▸ EXERCISE GOAL
Of all the lines in the material, how many include the word "styles"? Give only the number.

▸ DATA EXTRACT

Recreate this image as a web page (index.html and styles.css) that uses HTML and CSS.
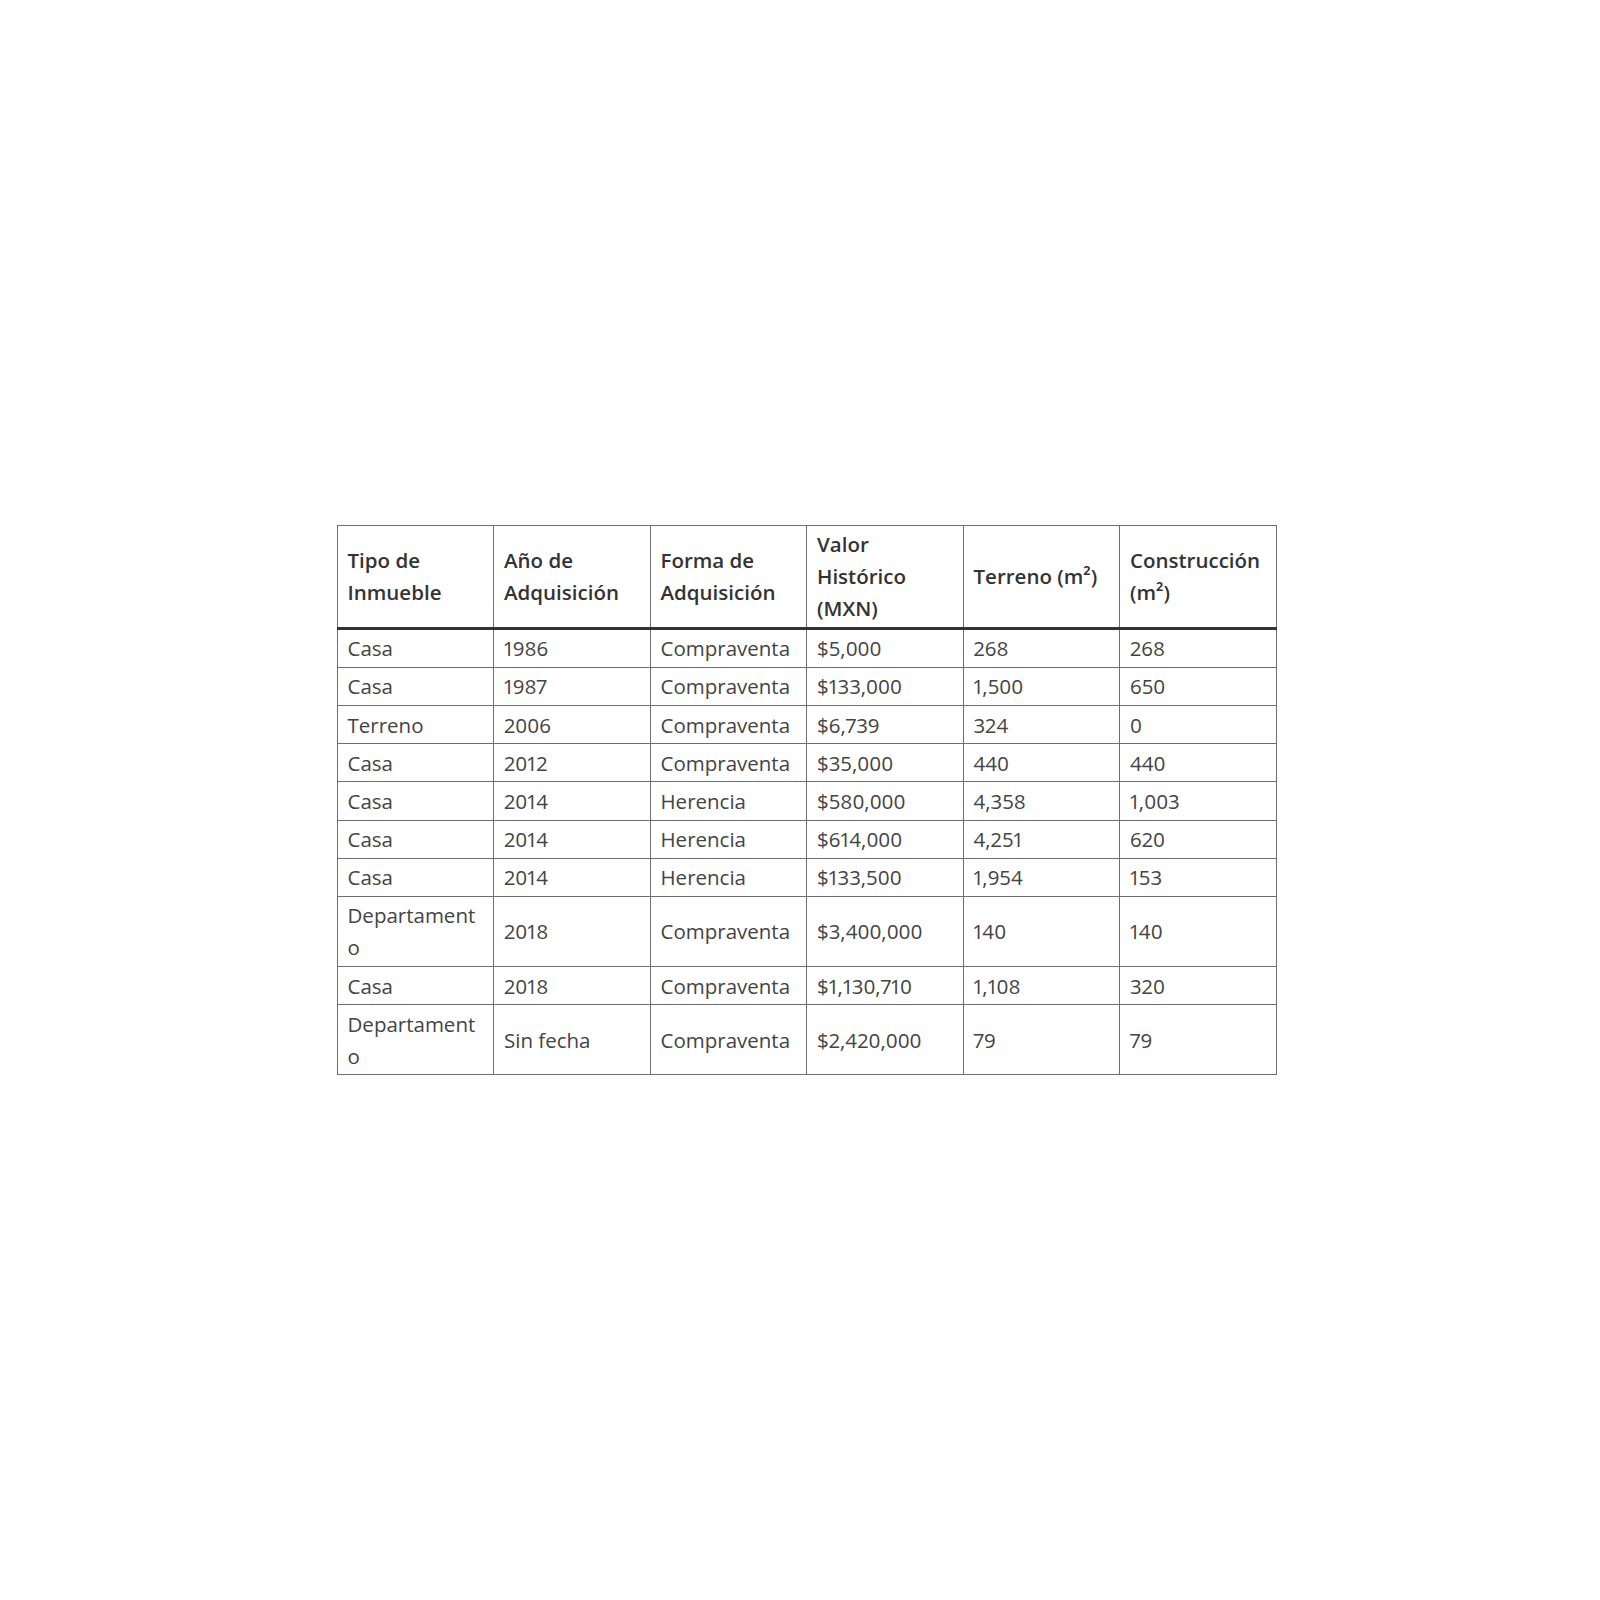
FILE: index.html
```html
<!DOCTYPE html>
<html lang="es">
<head>
<meta charset="utf-8">
<title>Inmuebles</title>
<link rel="stylesheet" href="styles.css">
</head>
<body>
<main class="page">
<table class="assets">
<colgroup><col><col><col><col><col><col></colgroup>
<thead>
<tr>
<th>Tipo de Inmueble</th>
<th>Año de Adquisición</th>
<th>Forma de Adquisición</th>
<th>Valor Histórico (MXN)</th>
<th>Terreno (m²)</th>
<th>Construcción (m²)</th>
</tr>
</thead>
<tbody>
<tr><td>Casa</td><td>1986</td><td>Compraventa</td><td>$5,000</td><td>268</td><td>268</td></tr>
<tr><td>Casa</td><td>1987</td><td>Compraventa</td><td>$133,000</td><td>1,500</td><td>650</td></tr>
<tr><td>Terreno</td><td>2006</td><td>Compraventa</td><td>$6,739</td><td>324</td><td>0</td></tr>
<tr><td>Casa</td><td>2012</td><td>Compraventa</td><td>$35,000</td><td>440</td><td>440</td></tr>
<tr><td>Casa</td><td>2014</td><td>Herencia</td><td>$580,000</td><td>4,358</td><td>1,003</td></tr>
<tr><td>Casa</td><td>2014</td><td>Herencia</td><td>$614,000</td><td>4,251</td><td>620</td></tr>
<tr><td>Casa</td><td>2014</td><td>Herencia</td><td>$133,500</td><td>1,954</td><td>153</td></tr>
<tr><td>Departament<br>o</td><td>2018</td><td>Compraventa</td><td>$3,400,000</td><td>140</td><td>140</td></tr>
<tr><td>Casa</td><td>2018</td><td>Compraventa</td><td>$1,130,710</td><td>1,108</td><td>320</td></tr>
<tr><td>Departament<br>o</td><td>Sin fecha</td><td>Compraventa</td><td>$2,420,000</td><td>79</td><td>79</td></tr>
</tbody>
</table>
</main>
</body>
</html>
```

FILE: styles.css
```css
html, body {
  margin: 0;
  padding: 0;
  background: #ffffff;
}

.page {
  height: 1600px;
  display: flex;
  align-items: center;
  justify-content: center;
  padding-left: 13px;
  box-sizing: border-box;
}

.assets {
  border-collapse: collapse;
  table-layout: fixed;
  width: 940px;
  font-family: "Open Sans", "Noto Sans", sans-serif;
  font-size: 20.5px;
  line-height: 32px;
  color: #444444;
  font-variant-numeric: proportional-nums;
}

.assets col {
  width: 156.5px;
}

.assets th,
.assets td {
  border: 1px solid #6f6f6f;
  padding: 2.6px 10px;
  text-align: left;
  vertical-align: middle;
}

.assets th {
  font-weight: 600;
  color: #333333;
  padding: 2px 10px 3px;
  border-bottom: 3px solid #333333;
}
```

▸ FULL OUTPUT
3